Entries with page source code
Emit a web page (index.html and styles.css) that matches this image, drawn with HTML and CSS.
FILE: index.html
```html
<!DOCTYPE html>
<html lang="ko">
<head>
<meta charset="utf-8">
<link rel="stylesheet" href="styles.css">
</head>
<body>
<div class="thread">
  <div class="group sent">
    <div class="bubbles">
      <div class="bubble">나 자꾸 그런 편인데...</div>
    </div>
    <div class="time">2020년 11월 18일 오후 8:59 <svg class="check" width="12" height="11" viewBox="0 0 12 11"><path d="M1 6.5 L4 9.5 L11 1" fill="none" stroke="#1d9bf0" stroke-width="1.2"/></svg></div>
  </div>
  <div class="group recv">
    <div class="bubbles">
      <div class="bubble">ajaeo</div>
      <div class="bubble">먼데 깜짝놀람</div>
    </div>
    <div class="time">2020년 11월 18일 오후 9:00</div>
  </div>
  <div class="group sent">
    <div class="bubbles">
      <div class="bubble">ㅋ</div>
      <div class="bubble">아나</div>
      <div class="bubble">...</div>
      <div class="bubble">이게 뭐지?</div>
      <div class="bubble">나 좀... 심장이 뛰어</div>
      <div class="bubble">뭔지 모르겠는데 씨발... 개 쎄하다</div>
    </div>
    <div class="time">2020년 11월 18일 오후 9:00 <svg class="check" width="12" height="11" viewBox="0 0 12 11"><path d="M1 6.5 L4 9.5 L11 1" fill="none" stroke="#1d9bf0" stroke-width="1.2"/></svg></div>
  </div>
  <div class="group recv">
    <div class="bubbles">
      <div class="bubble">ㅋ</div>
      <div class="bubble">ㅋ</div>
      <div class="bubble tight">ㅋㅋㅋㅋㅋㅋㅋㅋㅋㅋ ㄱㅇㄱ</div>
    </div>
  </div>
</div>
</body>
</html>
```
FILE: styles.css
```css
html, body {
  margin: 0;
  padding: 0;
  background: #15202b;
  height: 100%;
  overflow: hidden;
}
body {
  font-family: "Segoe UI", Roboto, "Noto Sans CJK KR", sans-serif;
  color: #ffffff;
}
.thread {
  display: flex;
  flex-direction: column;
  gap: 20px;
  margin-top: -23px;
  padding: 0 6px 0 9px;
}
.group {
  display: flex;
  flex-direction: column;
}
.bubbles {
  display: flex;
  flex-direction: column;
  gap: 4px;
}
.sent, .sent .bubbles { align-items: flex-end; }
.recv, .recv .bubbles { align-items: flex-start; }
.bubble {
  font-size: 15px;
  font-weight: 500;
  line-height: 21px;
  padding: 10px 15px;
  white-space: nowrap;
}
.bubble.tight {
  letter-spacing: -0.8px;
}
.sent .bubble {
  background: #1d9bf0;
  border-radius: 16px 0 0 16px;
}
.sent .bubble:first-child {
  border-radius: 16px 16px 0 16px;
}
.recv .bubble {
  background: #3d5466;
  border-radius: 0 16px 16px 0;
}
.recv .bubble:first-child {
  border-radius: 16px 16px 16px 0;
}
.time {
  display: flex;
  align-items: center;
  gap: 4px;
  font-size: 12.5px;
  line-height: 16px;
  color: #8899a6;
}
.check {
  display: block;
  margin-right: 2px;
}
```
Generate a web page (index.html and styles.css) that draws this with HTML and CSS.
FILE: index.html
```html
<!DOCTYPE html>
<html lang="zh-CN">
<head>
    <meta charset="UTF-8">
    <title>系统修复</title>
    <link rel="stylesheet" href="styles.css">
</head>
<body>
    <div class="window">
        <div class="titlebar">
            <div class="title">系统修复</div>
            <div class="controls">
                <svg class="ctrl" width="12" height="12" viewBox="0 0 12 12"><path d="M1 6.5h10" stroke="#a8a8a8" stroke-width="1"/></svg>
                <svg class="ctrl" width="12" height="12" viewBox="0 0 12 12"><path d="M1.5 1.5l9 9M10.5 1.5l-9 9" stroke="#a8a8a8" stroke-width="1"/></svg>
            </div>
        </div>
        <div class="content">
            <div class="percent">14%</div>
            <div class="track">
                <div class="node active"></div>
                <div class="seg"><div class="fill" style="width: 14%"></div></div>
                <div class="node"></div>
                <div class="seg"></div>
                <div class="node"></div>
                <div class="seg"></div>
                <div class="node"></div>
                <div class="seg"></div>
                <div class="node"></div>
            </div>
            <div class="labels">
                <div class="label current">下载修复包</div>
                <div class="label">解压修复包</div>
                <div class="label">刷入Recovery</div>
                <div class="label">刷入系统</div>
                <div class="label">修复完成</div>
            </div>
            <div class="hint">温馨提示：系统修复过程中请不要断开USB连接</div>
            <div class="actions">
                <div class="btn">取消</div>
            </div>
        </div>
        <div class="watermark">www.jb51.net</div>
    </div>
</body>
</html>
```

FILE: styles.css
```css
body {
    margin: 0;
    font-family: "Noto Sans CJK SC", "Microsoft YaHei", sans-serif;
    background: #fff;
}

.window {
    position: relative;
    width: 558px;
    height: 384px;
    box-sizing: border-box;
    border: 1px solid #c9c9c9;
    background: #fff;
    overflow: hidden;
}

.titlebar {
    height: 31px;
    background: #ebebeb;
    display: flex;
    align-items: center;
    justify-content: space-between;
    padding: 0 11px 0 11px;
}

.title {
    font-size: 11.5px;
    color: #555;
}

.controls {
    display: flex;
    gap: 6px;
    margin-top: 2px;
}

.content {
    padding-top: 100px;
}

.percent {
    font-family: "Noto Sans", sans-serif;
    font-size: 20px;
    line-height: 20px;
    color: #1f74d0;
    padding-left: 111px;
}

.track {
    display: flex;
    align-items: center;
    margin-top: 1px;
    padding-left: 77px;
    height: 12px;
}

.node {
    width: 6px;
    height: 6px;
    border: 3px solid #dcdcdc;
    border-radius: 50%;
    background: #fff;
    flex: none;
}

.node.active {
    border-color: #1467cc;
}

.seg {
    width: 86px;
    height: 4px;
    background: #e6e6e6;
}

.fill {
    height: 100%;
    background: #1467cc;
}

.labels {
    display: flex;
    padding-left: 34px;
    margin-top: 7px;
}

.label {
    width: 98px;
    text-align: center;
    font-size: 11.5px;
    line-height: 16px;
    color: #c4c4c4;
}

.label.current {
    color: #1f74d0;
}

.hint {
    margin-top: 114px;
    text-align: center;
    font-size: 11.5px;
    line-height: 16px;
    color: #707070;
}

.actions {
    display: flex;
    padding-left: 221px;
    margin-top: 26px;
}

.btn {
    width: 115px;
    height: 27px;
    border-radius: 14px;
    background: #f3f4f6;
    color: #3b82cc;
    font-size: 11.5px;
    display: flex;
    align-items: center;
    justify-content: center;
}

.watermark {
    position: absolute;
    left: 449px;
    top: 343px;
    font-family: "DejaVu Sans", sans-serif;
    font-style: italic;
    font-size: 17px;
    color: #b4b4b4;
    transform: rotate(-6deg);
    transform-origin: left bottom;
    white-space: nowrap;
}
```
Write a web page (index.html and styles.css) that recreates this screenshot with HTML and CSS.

- _WHAT YOU WILL DO_:
Repeat the records above exactly, from the first line to the last.

- _WORKED SOLUTION_:
Emit a web page (index.html and styles.css) that matches this image, drawn with HTML and CSS.
FILE: index.html
```html
<!DOCTYPE html>
<html lang="ko">
<head>
<meta charset="utf-8">
<link rel="stylesheet" href="styles.css">
</head>
<body>
<div class="thread">
  <div class="group sent">
    <div class="bubbles">
      <div class="bubble">나 자꾸 그런 편인데...</div>
    </div>
    <div class="time">2020년 11월 18일 오후 8:59 <svg class="check" width="12" height="11" viewBox="0 0 12 11"><path d="M1 6.5 L4 9.5 L11 1" fill="none" stroke="#1d9bf0" stroke-width="1.2"/></svg></div>
  </div>
  <div class="group recv">
    <div class="bubbles">
      <div class="bubble">ajaeo</div>
      <div class="bubble">먼데 깜짝놀람</div>
    </div>
    <div class="time">2020년 11월 18일 오후 9:00</div>
  </div>
  <div class="group sent">
    <div class="bubbles">
      <div class="bubble">ㅋ</div>
      <div class="bubble">아나</div>
      <div class="bubble">...</div>
      <div class="bubble">이게 뭐지?</div>
      <div class="bubble">나 좀... 심장이 뛰어</div>
      <div class="bubble">뭔지 모르겠는데 씨발... 개 쎄하다</div>
    </div>
    <div class="time">2020년 11월 18일 오후 9:00 <svg class="check" width="12" height="11" viewBox="0 0 12 11"><path d="M1 6.5 L4 9.5 L11 1" fill="none" stroke="#1d9bf0" stroke-width="1.2"/></svg></div>
  </div>
  <div class="group recv">
    <div class="bubbles">
      <div class="bubble">ㅋ</div>
      <div class="bubble">ㅋ</div>
      <div class="bubble tight">ㅋㅋㅋㅋㅋㅋㅋㅋㅋㅋ ㄱㅇㄱ</div>
    </div>
  </div>
</div>
</body>
</html>
```
FILE: styles.css
```css
html, body {
  margin: 0;
  padding: 0;
  background: #15202b;
  height: 100%;
  overflow: hidden;
}
body {
  font-family: "Segoe UI", Roboto, "Noto Sans CJK KR", sans-serif;
  color: #ffffff;
}
.thread {
  display: flex;
  flex-direction: column;
  gap: 20px;
  margin-top: -23px;
  padding: 0 6px 0 9px;
}
.group {
  display: flex;
  flex-direction: column;
}
.bubbles {
  display: flex;
  flex-direction: column;
  gap: 4px;
}
.sent, .sent .bubbles { align-items: flex-end; }
.recv, .recv .bubbles { align-items: flex-start; }
.bubble {
  font-size: 15px;
  font-weight: 500;
  line-height: 21px;
  padding: 10px 15px;
  white-space: nowrap;
}
.bubble.tight {
  letter-spacing: -0.8px;
}
.sent .bubble {
  background: #1d9bf0;
  border-radius: 16px 0 0 16px;
}
.sent .bubble:first-child {
  border-radius: 16px 16px 0 16px;
}
.recv .bubble {
  background: #3d5466;
  border-radius: 0 16px 16px 0;
}
.recv .bubble:first-child {
  border-radius: 16px 16px 16px 0;
}
.time {
  display: flex;
  align-items: center;
  gap: 4px;
  font-size: 12.5px;
  line-height: 16px;
  color: #8899a6;
}
.check {
  display: block;
  margin-right: 2px;
}
```
Generate a web page (index.html and styles.css) that draws this with HTML and CSS.
FILE: index.html
```html
<!DOCTYPE html>
<html lang="zh-CN">
<head>
    <meta charset="UTF-8">
    <title>系统修复</title>
    <link rel="stylesheet" href="styles.css">
</head>
<body>
    <div class="window">
        <div class="titlebar">
            <div class="title">系统修复</div>
            <div class="controls">
                <svg class="ctrl" width="12" height="12" viewBox="0 0 12 12"><path d="M1 6.5h10" stroke="#a8a8a8" stroke-width="1"/></svg>
                <svg class="ctrl" width="12" height="12" viewBox="0 0 12 12"><path d="M1.5 1.5l9 9M10.5 1.5l-9 9" stroke="#a8a8a8" stroke-width="1"/></svg>
            </div>
        </div>
        <div class="content">
            <div class="percent">14%</div>
            <div class="track">
                <div class="node active"></div>
                <div class="seg"><div class="fill" style="width: 14%"></div></div>
                <div class="node"></div>
                <div class="seg"></div>
                <div class="node"></div>
                <div class="seg"></div>
                <div class="node"></div>
                <div class="seg"></div>
                <div class="node"></div>
            </div>
            <div class="labels">
                <div class="label current">下载修复包</div>
                <div class="label">解压修复包</div>
                <div class="label">刷入Recovery</div>
                <div class="label">刷入系统</div>
                <div class="label">修复完成</div>
            </div>
            <div class="hint">温馨提示：系统修复过程中请不要断开USB连接</div>
            <div class="actions">
                <div class="btn">取消</div>
            </div>
        </div>
        <div class="watermark">www.jb51.net</div>
    </div>
</body>
</html>
```

FILE: styles.css
```css
body {
    margin: 0;
    font-family: "Noto Sans CJK SC", "Microsoft YaHei", sans-serif;
    background: #fff;
}

.window {
    position: relative;
    width: 558px;
    height: 384px;
    box-sizing: border-box;
    border: 1px solid #c9c9c9;
    background: #fff;
    overflow: hidden;
}

.titlebar {
    height: 31px;
    background: #ebebeb;
    display: flex;
    align-items: center;
    justify-content: space-between;
    padding: 0 11px 0 11px;
}

.title {
    font-size: 11.5px;
    color: #555;
}

.controls {
    display: flex;
    gap: 6px;
    margin-top: 2px;
}

.content {
    padding-top: 100px;
}

.percent {
    font-family: "Noto Sans", sans-serif;
    font-size: 20px;
    line-height: 20px;
    color: #1f74d0;
    padding-left: 111px;
}

.track {
    display: flex;
    align-items: center;
    margin-top: 1px;
    padding-left: 77px;
    height: 12px;
}

.node {
    width: 6px;
    height: 6px;
    border: 3px solid #dcdcdc;
    border-radius: 50%;
    background: #fff;
    flex: none;
}

.node.active {
    border-color: #1467cc;
}

.seg {
    width: 86px;
    height: 4px;
    background: #e6e6e6;
}

.fill {
    height: 100%;
    background: #1467cc;
}

.labels {
    display: flex;
    padding-left: 34px;
    margin-top: 7px;
}

.label {
    width: 98px;
    text-align: center;
    font-size: 11.5px;
    line-height: 16px;
    color: #c4c4c4;
}

.label.current {
    color: #1f74d0;
}

.hint {
    margin-top: 114px;
    text-align: center;
    font-size: 11.5px;
    line-height: 16px;
    color: #707070;
}

.actions {
    display: flex;
    padding-left: 221px;
    margin-top: 26px;
}

.btn {
    width: 115px;
    height: 27px;
    border-radius: 14px;
    background: #f3f4f6;
    color: #3b82cc;
    font-size: 11.5px;
    display: flex;
    align-items: center;
    justify-content: center;
}

.watermark {
    position: absolute;
    left: 449px;
    top: 343px;
    font-family: "DejaVu Sans", sans-serif;
    font-style: italic;
    font-size: 17px;
    color: #b4b4b4;
    transform: rotate(-6deg);
    transform-origin: left bottom;
    white-space: nowrap;
}
```
Write a web page (index.html and styles.css) that recreates this screenshot with HTML and CSS.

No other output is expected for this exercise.